The Conscience of the King

April 24, 2018

 

I’ve always approached any of Shakespeare’s characters that I have the honor to play, with an open mind and blank canvas. Preparing Claudius was certainly no exception, but came with some new discoveries.

 

Now, I always begin my process with characterization in the external sense, like what do others say about my character, and what does my character do that is implied in the script. So, without giving too much away…those things said by others, well…aren’t very flattering. However, I saw conflict in what Claudius did or tried to do, in contrast to what was said of him.

 

I as Claudius, first reach out to Hamlet, desiring him to stay and be cared for at home.
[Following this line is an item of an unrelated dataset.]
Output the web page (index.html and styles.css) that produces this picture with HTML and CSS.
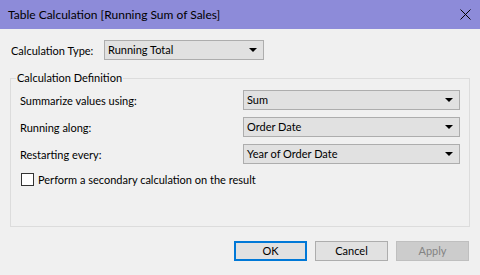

I next, try to find out what is truly troubling him, by inviting Hamlet’s old friends to the kingdom. However, what truly is Claudius’ motive? Out of this question is where my discoveries began into the wild ride of Claudius’ journey in and around the play.

 

I found that Claudius is conflicted, again without giving too much away, Claudius seems to say one thing in the beginning, but we begin to learn and see that his actions don’t match that motive. Claudius’ thoughts are often on the present, but working from past events. Bringing me to my next discovery, which effected my own character preparation…line memorization.

 

I have been performing Shakespeare for two decades, and have played numerous role types, with all styles of speech structures within Shakespeare’s world, but Claudius truly posed the most difficult in memorization.

 

Of course, I have aged in those two decades and memory skills can fade a bit, but I really feel that Claudius’ struggle shows in his thought and speech pattern. This pattern of struggle carried over into my grasping his thoughts, and committing them to memory. It was frightening that for the first time, I had a very hard time remembering the next train of thought. But, I used this fear to build the character, and feed it to the lines, which brought to light Claudius’ “rage” as Hamlet calls it.

 

In the struggle of working to recall the lines and structure, I was able to better understand Claudius in what I was given by the playwright in the script, that struggle and my objectives for my character. From there, I could then consult with other actors to finalize the arc of my role.

 

My conclusion…Hamlet is not the only character dealing with conflict with Denmark.